To a large extent, EURUSD reaching parity has reflected USD strength rather than EUR weakness. However, the EUR has also weakened recently and is so far the worst performer in G10 in July. The ECB is the last G10 central bank to start hiking, with the exception of the BoJ. As Eurozone inflation has strongly surprised to the upside and other central banks have been hiking aggressively, the ECB has fallen behind. While all other central banks are focusing only on fighting inflation, the ECB is also concerned about the periphery. It remains to be seen whether and how the new anti-fragmentation policy tool will address these concerns, to allow the ECB to start a proper tightening cycle, but achieving both goals might prove to be challenging

ING

USD: High conviction on 75bp hike by the Fed

Following a rather tumultuous ECB week, we’ve entered Fed week with markets likely having a more solid conviction call on the magnitude of the rate increase. After having quite briefly flirted with the idea of 100bp, investors have centred their expectations around a 75bp move on Wednesday, which is also where economists’ consensus and our baseline scenario lies. Compared to last week’s ECB meeting, there appears to be more limited scope for a surprise in each direction at the July FOMC and we, therefore, expect market volatility to be impacted less this week.

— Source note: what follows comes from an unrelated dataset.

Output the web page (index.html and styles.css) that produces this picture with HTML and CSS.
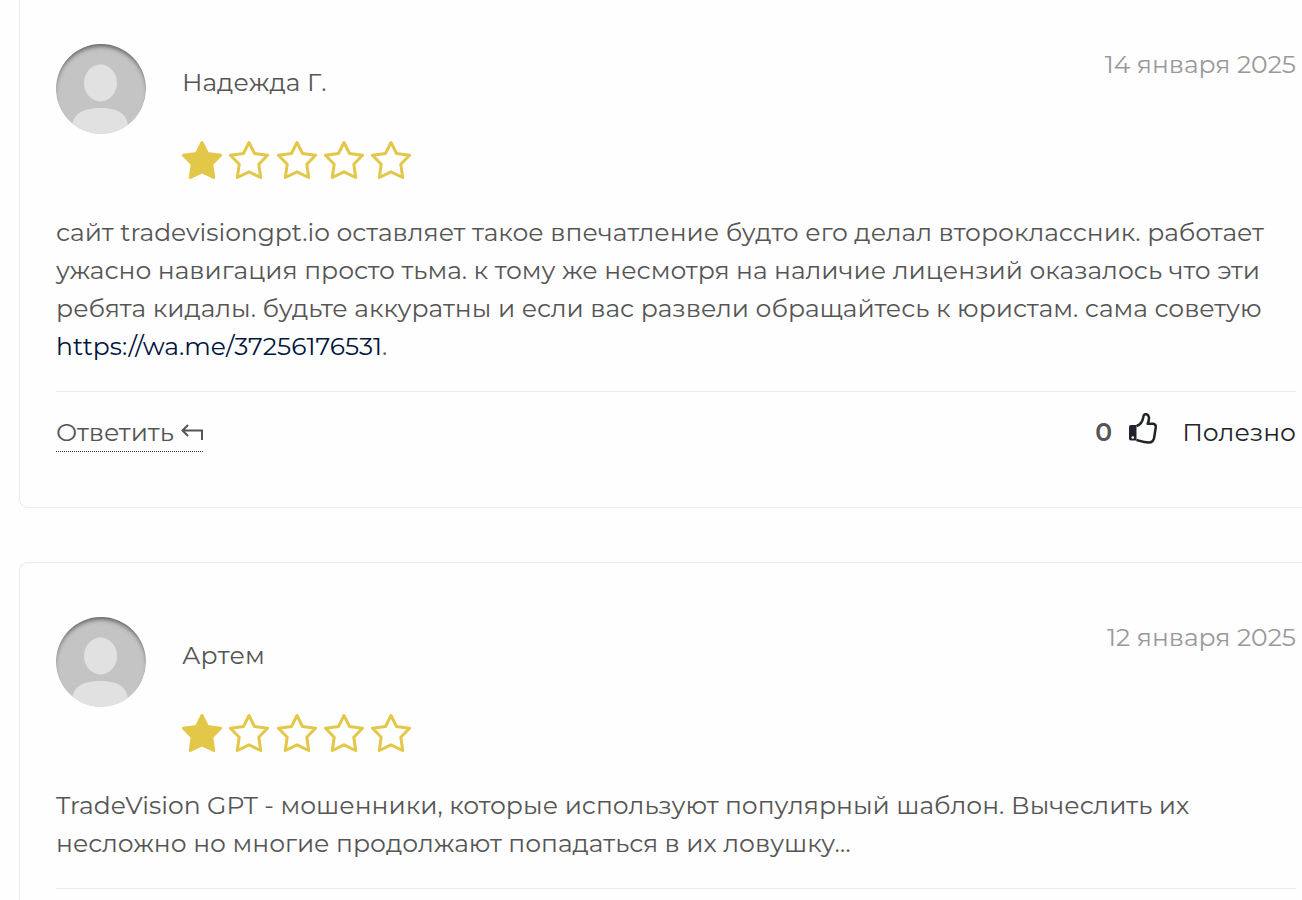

From an FX perspective, we could see a Fed that largely endorses current market pricing for future rate hikes, having a somewhat contained impact on the dollar in the immediate aftermath of the rate announcement. However, we think the Fed message could put a floor under the dollar into September, as the notion that the Fed is still in the front-loading phase of tightening could prevent markets from offloading their long dollar positions. Incidentally, other major central banks (ECB and Bank of England in particular) appear more exposed to dovish re-pricing risks.

Looking at other FX drivers this week, recession fears should continue to prevent a solid recovery in risk sentiment, which should incidentally give some extra support to safe-havens (including USD) and may keep the path uneven for high-beta commodity currencies. On the data side, the 2Q advance release of US GDP figures (after the Fed meeting) should be rather uninspiring, and our economists expect a 0.4% quarter-on-quarter annualised reading (consensus: 0.5%). That should already be in the price, and we doubt it can significantly derail the Fed’s tightening plans or the market’s pricing given that the Bank’s message already embeds the idea of sacrificing economic activity to a certain degree in order to fight inflation.